Sur le rapport de Mme Y..., conseiller, les observations de la SCP Waquet, Farge et Hazan, avocat du syndicat CFE-CGC France Télécom-Orange et de Mme A... , de la SCP Célice, Soltner, Texidor et Périer, avocat de la société Orange, de la société Orange porte-à-porte et de la société Orange Caraïbes, l'avis de Mme Z..., avocat général, et après en avoir délibéré conformément à la loi ;

Attendu qu'à l'occasion du pourvoi formé contre le jugement du tribunal d'instance de Bordeaux du 18 janvier 2018, le syndicat CFE-CGC France Télécom Orange a, par mémoire distinct et motivé, demandé à la Cour de renvoyer au Conseil constitutionnel la question prioritaire de constitutionnalité suivante :

« Les dispositions de l'article 7-VIII de la loi du 17 août 2015 codifié sous les deux derniers alinéas de l'article L. 2324-23 du code du travail et l'article 7-VI de la même loi codifié sous l'article L. 2324-10 du code du travail portent-elles atteintes à l'effectivité du principe d'égal accès des femmes et des hommes aux responsabilités professionnelles et sociales garanti par l'article 1er de la Constitution du 4 octobre 1958, au principe de la participation des travailleurs à la détermination collective des conditions de travail ainsi qu'à la gestion des entreprises garanti par l'alinéa 8 du Préambule de la Constitution du 27 octobre 1946 et au principe résultant de l'article 34 de la Constitution selon lequel l'incompétence négative du législateur ne doit pas affecter un droit ou une liberté que la Constitution garantit, en l'espèce le principe de participation et celui de l'égal accès des femmes et des hommes aux responsabilités professionnelles et sociales précités dès lors qu'elles imposent l'annulation de l'élection des représentants du personnel au comité d'entreprise du sexe surreprésenté ou mal positionné sur la liste de candidatures sans assortir cette sanction de dispositions prévoyant le remplacement des sièges vacants selon des modalités permettant d'assurer l'effectivité de la représentation proportionnelle des deux sexes dans les instances représentatives du personnel voulue par le législateur et sans obliger l'employeur, dans cette hypothèse, à organiser de nouvelles élections si un collège électoral n'est plus représenté ou si le nombre de représentants du personnel titulaires est au moins réduit de moitié  ».
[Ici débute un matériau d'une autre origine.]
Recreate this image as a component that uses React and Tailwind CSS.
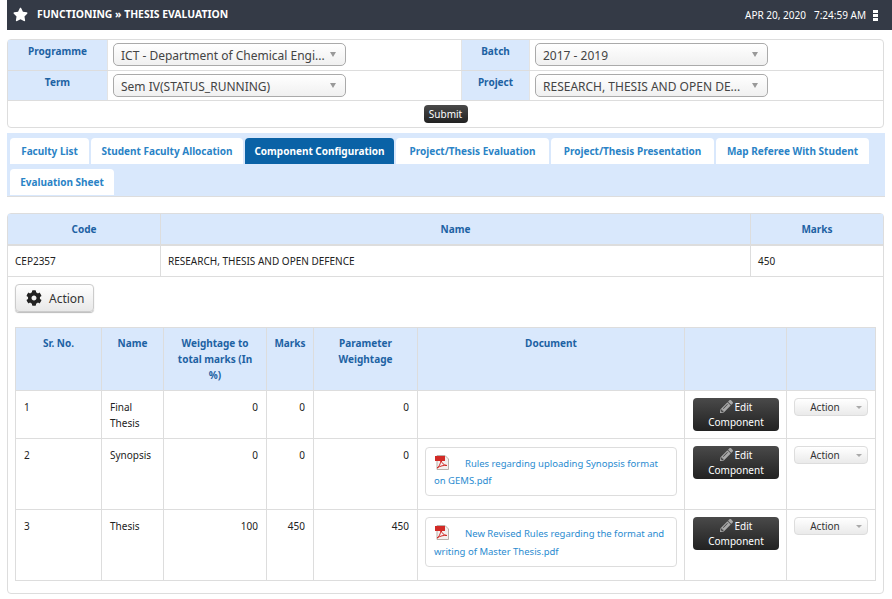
import { FaStar, FaCog, FaPencilAlt } from 'react-icons/fa'

const font = "font-['Noto_Sans',sans-serif]"

function Select({ text }) {
  return (
    <div className="flex h-[23px] w-[233px] items-center justify-between rounded-[5px] border border-[#aaaaaa] bg-gradient-to-b from-white to-[#f0f0f0] pl-[7px] pr-[9px] text-[12px] text-[#444444]">
      <span className="whitespace-nowrap pt-[2px]">{text}</span>
      <span className="h-0 w-0 border-x-[3px] border-t-[5px] border-x-transparent border-t-[#999999]" />
    </div>
  )
}

function FilterRow({ left, leftValue, right, rightValue, height }) {
  return (
    <div className={`flex ${height} border-b border-[#dddddd]`}>
      <div className="w-[100px] border-r border-[#e4e4e4] bg-[#d9e8fc] pt-[4px] text-center text-[10px] font-bold text-[#1d62a3]">{left}</div>
      <div className="w-[353px] pl-[5px] pt-[3px]">
        <Select text={leftValue} />
      </div>
      <div className="w-[69px] border-x border-[#e4e4e4] bg-[#d9e8fc] pt-[4px] text-center text-[10px] font-bold text-[#1d62a3]">{right}</div>
      <div className="flex-1 pl-[5px] pt-[3px]">
        <Select text={rightValue} />
      </div>
    </div>
  )
}

function Tab({ label, active, width }) {
  return (
    <div
      className={
        active
          ? 'flex h-[26px] items-center justify-center rounded-t-[4px] bg-[#0a62a6] text-[10px] font-bold text-white'
          : 'flex h-[26px] items-center justify-center rounded-t-[4px] bg-white text-[10px] font-bold text-[#2a83c6]'
      }
      style={{ width }}
    >
      {label}
    </div>
  )
}

function PdfIcon() {
  return (
    <svg width="15" height="15" viewBox="0 0 15 15" className="ml-[1px] inline-block align-[-3px]">
      <path d="M2 .5h8l3.500 3.500v10.500h-11.500z" fill="#f4f0ee" stroke="#b9b0aa" />
      <path d="M0 1h10v5H0z" fill="#d22a26" />
      <path d="M2 13c2-1 3.500-4 4-8 .5 3 2.500 5 6 5.500-3-.5-7 .5-10 2.500z" fill="none" stroke="#d22a26" />
    </svg>
  )
}

function EditButton() {
  return (
    <div className="w-[86px] rounded-[4px] bg-gradient-to-b from-[#4a4a4a] to-[#222222] pb-[1px] text-center text-[10px] leading-[15px] text-white">
      <div className="pt-[2px]">
        <FaPencilAlt className="mr-[2px] inline-block align-[-2px] text-[13px] text-[#a8a8a8]" />
        Edit
      </div>
      <div>Component</div>
    </div>
  )
}

function ActionButton() {
  return (
    <div className="relative h-[18px] w-[74px] rounded-[4px] border border-[#dddddd] bg-gradient-to-b from-white to-[#eaeaea] pr-[12px] text-center text-[10px] leading-[16px] text-[#333333]">
      Action
      <span className="absolute right-[5px] top-[7px] h-0 w-0 border-x-[3px] border-t-[3px] border-x-transparent border-t-[#aaaaaa]" />
    </div>
  )
}

function DocCard({ text, tall }) {
  return (
    <div className={tall ? 'h-[50px] rounded-[4px] border border-[#dddddd] px-[8px] pt-[7px] text-[9.5px] leading-[18px] text-[#2a8bd0]' : 'h-[49px] rounded-[4px] border border-[#dddddd] px-[8px] pt-[7px] text-[9.5px] leading-[17px] text-[#2a8bd0]'}>
      <PdfIcon />
      <span className="ml-[15px]">{text}</span>
    </div>
  )
}

const th = 'border border-[#dddddd] bg-[#d9e8fc] px-[7px] pt-[7px] align-top text-center text-[10px] font-bold leading-[16px] text-[#1d62a3]'
const td = 'border border-[#dddddd] px-[8px] pt-[8px] align-top text-[10px] leading-[16px] text-[#222222]'
const tdNum = 'border border-[#dddddd] px-[8px] pt-[8px] align-top text-right text-[10px] leading-[16px] text-[#222222]'
const tdBtn = 'border border-[#dddddd] pl-[8px] pt-[7px] align-top'

const rows = [
  { n: 1, name: 'Final Thesis', w: 0, m: 0, p: 0, h: 'h-[48px]' },
  { n: 2, name: 'Synopsis', w: 0, m: 0, p: 0, h: 'h-[71px]', doc: 'Rules regarding uploading Synopsis format on GEMS.pdf' },
  { n: 3, name: 'Thesis', w: 100, m: 450, p: 450, h: 'h-[71px]', doc: 'New Revised Rules regarding the format and writing of Master Thesis.pdf', tall: true },
]

export default function App() {
  return (
    <div className={`${font} h-[599px] w-[892px] overflow-hidden bg-white`}>
      <div className="ml-[7px] flex h-[30px] items-center justify-between bg-[#343a46] pl-[6px] pr-[14px] text-white">
        <div className="flex items-center">
          <FaStar className="text-[15px]" />
          <span className="ml-[9px] text-[10.4px] font-bold">FUNCTIONING » THESIS EVALUATION</span>
        </div>
        <div className="flex items-center text-[10px]">
          <span>APR 20, 2020</span>
          <span className="ml-[8px]">7:24:59 AM</span>
          <span className="ml-[7px] flex flex-col gap-[1px]">
            <span className="h-[3px] w-[5px] bg-white" />
            <span className="h-[3px] w-[5px] bg-white" />
            <span className="h-[3px] w-[5px] bg-white" />
          </span>
        </div>
      </div>

      <div className="mx-[7px] mt-[9px] w-[877px] rounded-[4px] border border-[#dddddd]">
        <FilterRow height="h-[31px]" left="Programme" leftValue="ICT - Department of Chemical Engi..." right="Batch" rightValue="2017 - 2019" />
        <FilterRow height="h-[30px]" left="Term" leftValue="Sem IV(STATUS_RUNNING)" right="Project" rightValue="RESEARCH, THESIS AND OPEN DE..." />
        <div className="flex h-[26px] items-center justify-center">
          <div className="flex h-[18px] w-[44px] items-center justify-center rounded-[4px] bg-gradient-to-b from-[#4a4a4a] to-[#222222] text-[10px] text-white">Submit</div>
        </div>
      </div>

      <div className="mx-[7px] mt-[5px] flex h-[64px] w-[878px] flex-wrap content-start gap-x-[2px] gap-y-[5px] border-b border-[#dddddd] bg-[#d9e8fc] pl-[3px] pt-[5px]">
        <Tab label="Faculty List" width={79} />
        <Tab label="Student Faculty Allocation" width={152} />
        <Tab label="Component Configuration" width={149} active />
        <Tab label="Project/Thesis Evaluation" width={153} />
        <Tab label="Project/Thesis Presentation" width={163} />
        <Tab label="Map Referee With Student" width={153} />
        <Tab label="Evaluation Sheet" width={104} />
      </div>

      <div className="mx-[7px] mt-[16px] h-[381px] w-[877px] rounded-[4px] border border-[#dddddd]">
        <div className="flex h-[32px] border-b-[2px] border-[#dddddd] bg-[#d9e8fc] text-[10px] font-bold text-[#1d62a3]">
          <div className="flex w-[153px] items-center justify-center border-r border-[#dddddd]">Code</div>
          <div className="flex w-[590px] items-center justify-center border-r border-[#dddddd]">Name</div>
          <div className="flex flex-1 items-center justify-center">Marks</div>
        </div>
        <div className="flex h-[31px] border-b border-[#dddddd] text-[10px] text-[#222222]">
          <div className="flex w-[153px] items-center border-r border-[#dddddd] pl-[7px]">CEP2357</div>
          <div className="flex w-[590px] items-center border-r border-[#dddddd] pl-[7px]">RESEARCH, THESIS AND OPEN DEFENCE</div>
          <div className="flex flex-1 items-center pl-[7px]">450</div>
        </div>
        <div className="ml-[7px] mt-[7px] flex h-[28px] w-[79px] items-center rounded-[4px] border border-[#cccccc] bg-gradient-to-b from-white to-[#e8e8e8] pl-[10px] text-[12px] text-[#333333] shadow-[0_1px_1px_#bbbbbb]">
          <FaCog className="text-[16px] text-[#222222]" />
          <span className="ml-[7px] pt-[1px]">Action</span>
        </div>

        <table className="ml-[7px] mt-[15px] w-[860px] table-fixed border-collapse">
          <colgroup>
            <col className="w-[86px]" />
            <col className="w-[62px]" />
            <col className="w-[103px]" />
            <col className="w-[47px]" />
            <col className="w-[104px]" />
            <col className="w-[267px]" />
            <col className="w-[102px]" />
            <col className="w-[89px]" />
          </colgroup>
          <thead>
            <tr className="h-[63px]">
              <th className={th}>Sr. No.</th>
              <th className={th}>Name</th>
              <th className={th}>Weightage to total marks (In %)</th>
              <th className={th}>Marks</th>
              <th className={th}>Parameter Weightage</th>
              <th className={th}>Document</th>
              <th className={th}></th>
              <th className={th}></th>
            </tr>
          </thead>
          <tbody>
            {rows.map((r) => (
              <tr key={r.n} className={r.h}>
                <td className={td}>{r.n}</td>
                <td className={td}>{r.name}</td>
                <td className={tdNum}>{r.w}</td>
                <td className={tdNum}>{r.m}</td>
                <td className={tdNum}>{r.p}</td>
                <td className={r.tall ? 'border border-[#dddddd] px-[7px] pt-[7px] align-top' : 'border border-[#dddddd] px-[7px] pt-[8px] align-top'}>
                  {r.doc && <DocCard text={r.doc} tall={r.tall} />}
                </td>
                <td className={tdBtn}><EditButton /></td>
                <td className="border border-[#dddddd] pl-[7px] pt-[7px] align-top"><ActionButton /></td>
              </tr>
            ))}
          </tbody>
        </table>
      </div>
    </div>
  )
}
Attendu que les dispositions contestées sont applicables au litige, lequel concerne l'annulation des élections d'élus du sexe surreprésenté en violation de l'obligation de représentation équilibrée des hommes et des femmes, au regard de leur part respective dans l'effectif de l'entreprise ;

Qu'elles n'ont pas déjà été déclarées conformes à la Constitution dans les motifs et le dispositif d'une décision du Conseil constitutionnel ;

Que la question posée présente un caractère sérieux en ce que les dispositions contestées qui peuvent aboutir à ce que plusieurs sièges de membres du comité d'entreprise demeurent vacants, y compris dans le cas où un collège électoral n'est plus représenté ou si le nombre de membres du comité d'entreprise est réduit de moitié ou plus, sont susceptibles de porter atteinte au principe de participation des travailleurs ;

D'où il suit qu'il y a lieu de la renvoyer au Conseil constitutionnel ;

PAR CES MOTIFS :

RENVOIE au Conseil constitutionnel la question prioritaire de constitutionnalité ;

Ainsi fait et jugé par la Cour de cassation, chambre sociale, et prononcé par le président en son audience publique du seize mai deux mille dix-huit.